The update patched a total of 58 flaws in Safari, 14 of them specific to the Windows edition, one that affected only the Mac version, and 44 that impact both platforms. Forty-seven of the 58 were accompanied by Apple's "arbitrary code execution" phrasing, indicating that the company considered them critical.
Unlike rival Microsoft, Apple does not tag vulnerabilities with threat-level labels.
Safari was last patched in April when Apple fixed two flaws. The month before that, however, Apple addressed 62 vulnerabilities in a massive security update.
The bulk of the bugs patched today -- 43 of the 58 -- were in WebKit, the open-source browser engine that powers Safari and also Google's Chrome.
Most of those were memory flaws.
"Multiple memory corruption issues existed in WebKit," said Apple in the security advisory that accompanied the Safari 5.1 update. "Visiting a maliciously-crafted website may lead to an unexpected application termination or arbitrary code execution."
Apple's description means that the vulnerabilities could be exploited via "drive-by" attacks that only require cyber criminals to trick victims into visiting a malware-serving URL.

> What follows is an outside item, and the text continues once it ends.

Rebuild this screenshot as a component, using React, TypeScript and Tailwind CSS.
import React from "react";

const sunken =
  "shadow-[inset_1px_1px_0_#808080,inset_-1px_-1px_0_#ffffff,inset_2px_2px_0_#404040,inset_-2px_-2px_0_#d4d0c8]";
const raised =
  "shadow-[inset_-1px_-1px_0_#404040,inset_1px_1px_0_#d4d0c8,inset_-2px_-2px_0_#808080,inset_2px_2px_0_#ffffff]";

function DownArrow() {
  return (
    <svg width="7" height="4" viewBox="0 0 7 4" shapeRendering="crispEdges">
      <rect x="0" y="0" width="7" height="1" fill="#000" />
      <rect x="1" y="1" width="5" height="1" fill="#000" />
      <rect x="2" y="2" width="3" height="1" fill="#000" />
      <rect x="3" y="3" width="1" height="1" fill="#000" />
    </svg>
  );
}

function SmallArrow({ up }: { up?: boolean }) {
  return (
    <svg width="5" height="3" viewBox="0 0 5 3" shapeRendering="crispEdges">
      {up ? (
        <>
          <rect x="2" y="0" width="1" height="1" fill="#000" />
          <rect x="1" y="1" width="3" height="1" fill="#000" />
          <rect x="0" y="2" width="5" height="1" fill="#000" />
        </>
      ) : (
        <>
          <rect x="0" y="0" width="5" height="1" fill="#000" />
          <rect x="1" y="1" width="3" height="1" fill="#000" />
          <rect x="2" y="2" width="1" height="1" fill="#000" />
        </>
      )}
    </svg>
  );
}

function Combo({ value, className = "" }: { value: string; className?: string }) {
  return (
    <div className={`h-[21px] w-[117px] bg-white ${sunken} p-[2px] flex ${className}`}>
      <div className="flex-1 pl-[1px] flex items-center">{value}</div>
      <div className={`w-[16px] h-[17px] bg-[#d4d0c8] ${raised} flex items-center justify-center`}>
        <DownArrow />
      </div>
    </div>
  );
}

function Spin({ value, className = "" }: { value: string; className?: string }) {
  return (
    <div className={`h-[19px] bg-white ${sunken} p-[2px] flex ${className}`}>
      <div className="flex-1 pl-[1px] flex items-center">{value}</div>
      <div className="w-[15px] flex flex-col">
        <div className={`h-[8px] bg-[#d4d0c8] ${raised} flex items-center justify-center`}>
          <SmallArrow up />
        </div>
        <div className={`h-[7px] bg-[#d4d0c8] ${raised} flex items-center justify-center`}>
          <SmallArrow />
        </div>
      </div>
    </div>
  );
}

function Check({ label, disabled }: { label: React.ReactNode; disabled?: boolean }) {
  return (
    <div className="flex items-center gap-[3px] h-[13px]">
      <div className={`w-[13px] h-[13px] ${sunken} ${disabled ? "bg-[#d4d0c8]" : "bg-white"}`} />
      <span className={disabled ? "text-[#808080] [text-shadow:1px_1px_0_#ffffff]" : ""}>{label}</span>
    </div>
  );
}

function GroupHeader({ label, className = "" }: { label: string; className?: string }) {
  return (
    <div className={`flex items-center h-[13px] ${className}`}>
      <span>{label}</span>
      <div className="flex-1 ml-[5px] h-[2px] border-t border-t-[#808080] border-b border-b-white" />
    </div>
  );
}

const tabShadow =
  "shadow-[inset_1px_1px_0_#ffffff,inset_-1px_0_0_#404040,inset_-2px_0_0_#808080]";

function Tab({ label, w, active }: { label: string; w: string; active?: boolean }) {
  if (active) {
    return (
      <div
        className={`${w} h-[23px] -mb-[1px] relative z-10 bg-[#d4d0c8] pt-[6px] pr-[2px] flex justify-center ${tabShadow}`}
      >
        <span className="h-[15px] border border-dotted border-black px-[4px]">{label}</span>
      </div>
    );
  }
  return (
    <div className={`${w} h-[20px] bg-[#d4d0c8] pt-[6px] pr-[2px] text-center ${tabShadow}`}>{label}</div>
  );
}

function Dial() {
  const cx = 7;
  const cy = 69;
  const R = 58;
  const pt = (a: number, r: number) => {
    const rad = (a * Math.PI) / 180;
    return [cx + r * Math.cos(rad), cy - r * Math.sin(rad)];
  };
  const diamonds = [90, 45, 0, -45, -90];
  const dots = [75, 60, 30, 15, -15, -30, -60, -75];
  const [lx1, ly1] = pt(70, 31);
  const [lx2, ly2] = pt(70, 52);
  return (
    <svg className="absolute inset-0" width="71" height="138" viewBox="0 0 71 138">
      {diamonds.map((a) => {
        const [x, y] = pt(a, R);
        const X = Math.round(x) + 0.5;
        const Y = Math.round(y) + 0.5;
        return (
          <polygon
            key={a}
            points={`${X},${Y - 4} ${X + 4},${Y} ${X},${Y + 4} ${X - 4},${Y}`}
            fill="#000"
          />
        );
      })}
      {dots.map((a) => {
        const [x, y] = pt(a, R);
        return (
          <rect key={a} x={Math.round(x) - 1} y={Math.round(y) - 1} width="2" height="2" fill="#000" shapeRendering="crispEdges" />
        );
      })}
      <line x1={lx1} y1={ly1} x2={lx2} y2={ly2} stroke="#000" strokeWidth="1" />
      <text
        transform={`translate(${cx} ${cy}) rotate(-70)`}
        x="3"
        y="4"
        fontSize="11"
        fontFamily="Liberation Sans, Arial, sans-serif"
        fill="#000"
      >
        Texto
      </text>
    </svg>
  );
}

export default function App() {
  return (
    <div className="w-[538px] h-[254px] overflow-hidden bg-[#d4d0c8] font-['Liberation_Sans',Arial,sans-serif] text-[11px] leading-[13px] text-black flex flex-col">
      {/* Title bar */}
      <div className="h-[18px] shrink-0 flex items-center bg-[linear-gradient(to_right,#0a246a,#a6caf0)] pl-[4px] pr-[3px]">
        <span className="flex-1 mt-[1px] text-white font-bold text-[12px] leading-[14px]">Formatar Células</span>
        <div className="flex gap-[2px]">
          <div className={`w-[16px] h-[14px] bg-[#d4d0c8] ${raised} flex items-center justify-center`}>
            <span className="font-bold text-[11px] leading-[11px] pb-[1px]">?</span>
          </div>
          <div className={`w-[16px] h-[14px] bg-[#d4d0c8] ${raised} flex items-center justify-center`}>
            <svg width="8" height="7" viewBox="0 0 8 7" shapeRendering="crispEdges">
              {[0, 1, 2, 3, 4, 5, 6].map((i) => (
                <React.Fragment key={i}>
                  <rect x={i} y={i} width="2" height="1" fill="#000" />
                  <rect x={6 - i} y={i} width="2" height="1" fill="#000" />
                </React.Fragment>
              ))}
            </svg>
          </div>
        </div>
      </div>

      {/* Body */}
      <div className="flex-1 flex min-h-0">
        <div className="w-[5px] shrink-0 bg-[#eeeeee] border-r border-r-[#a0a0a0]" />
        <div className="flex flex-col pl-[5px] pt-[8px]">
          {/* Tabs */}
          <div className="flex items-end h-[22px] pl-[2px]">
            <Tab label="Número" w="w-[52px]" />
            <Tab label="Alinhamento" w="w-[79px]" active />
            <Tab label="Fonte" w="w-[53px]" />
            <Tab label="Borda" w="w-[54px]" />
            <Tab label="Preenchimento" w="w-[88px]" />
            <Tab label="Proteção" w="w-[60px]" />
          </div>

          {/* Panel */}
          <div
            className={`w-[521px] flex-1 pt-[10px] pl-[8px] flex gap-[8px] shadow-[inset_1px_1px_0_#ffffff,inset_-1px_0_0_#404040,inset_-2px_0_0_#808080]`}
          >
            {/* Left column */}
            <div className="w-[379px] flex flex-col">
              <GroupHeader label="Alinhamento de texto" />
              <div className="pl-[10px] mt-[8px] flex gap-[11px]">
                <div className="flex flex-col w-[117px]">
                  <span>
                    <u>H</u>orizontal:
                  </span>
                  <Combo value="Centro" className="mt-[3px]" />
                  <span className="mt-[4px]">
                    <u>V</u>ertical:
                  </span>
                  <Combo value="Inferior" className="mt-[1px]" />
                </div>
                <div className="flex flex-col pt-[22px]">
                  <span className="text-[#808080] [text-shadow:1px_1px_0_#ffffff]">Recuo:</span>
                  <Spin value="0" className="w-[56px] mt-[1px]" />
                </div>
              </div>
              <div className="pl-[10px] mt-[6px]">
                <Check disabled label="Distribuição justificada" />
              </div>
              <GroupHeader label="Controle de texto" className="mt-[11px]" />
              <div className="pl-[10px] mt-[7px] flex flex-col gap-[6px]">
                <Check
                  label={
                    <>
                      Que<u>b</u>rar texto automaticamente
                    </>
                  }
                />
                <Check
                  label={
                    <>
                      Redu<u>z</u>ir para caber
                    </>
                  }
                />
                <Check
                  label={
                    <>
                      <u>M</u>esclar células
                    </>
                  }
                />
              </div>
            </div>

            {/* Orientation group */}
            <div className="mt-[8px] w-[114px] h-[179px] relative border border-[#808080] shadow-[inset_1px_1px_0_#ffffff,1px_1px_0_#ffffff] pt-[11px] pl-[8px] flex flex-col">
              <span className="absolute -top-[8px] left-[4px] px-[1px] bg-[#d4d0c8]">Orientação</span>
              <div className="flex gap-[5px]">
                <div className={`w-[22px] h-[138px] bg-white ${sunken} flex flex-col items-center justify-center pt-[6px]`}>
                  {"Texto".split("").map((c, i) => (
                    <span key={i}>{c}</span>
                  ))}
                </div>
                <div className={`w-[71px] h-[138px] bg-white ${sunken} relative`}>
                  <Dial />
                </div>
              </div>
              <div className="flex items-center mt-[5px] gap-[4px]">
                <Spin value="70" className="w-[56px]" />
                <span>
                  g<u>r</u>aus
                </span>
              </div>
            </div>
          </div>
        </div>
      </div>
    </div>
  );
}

Along with the patches, Apple also added new features to Safari 5.1, including Reading List, a feature inspired by the third-party program Instapaper, that eliminates Web ads on content marked for later viewing.
Safari 5.1 supports several Lion-only features as well, ranging from the operating system's multi-touch support and full-screen view to automatic resume and "sandboxing," an anti-exploit technology that isolates the browser from the rest of the machine.
Like Chrome has done since its 2008 debut, Safari 5.1 insulates the operating system and other applications from any code executed in the browser, including attack code.
"If a website contains malicious code intended to capture personal data or take control of your computer, sandboxing automatically blocks it to keep your computer and your information safe," Apple claimed on its Safari 5.1 website today.
Chrome's sandbox has kept it more secure than other browsers from attacks, including those launched by top-notch researchers at the annual Pwn2Own challenge, where Google's browser has never been hacked.
Safari can be downloaded for Leopard or Snow Leopard on a Mac, and for Windows XP, Vista and Windows 7 on a PC, from Apple's website. Mac OS X users will be notified of the new version automatically, while Windows users already running Safari will be alerted by the Apple Software Update tool.
Gregg Keizer covers Microsoft, security issues, Apple, Web browsers and general technology breaking news for Computerworld. Follow Gregg on Twitter at @gkeizer or subscribe to Gregg's RSS feed . His e-mail address is firstname.lastname@example.org.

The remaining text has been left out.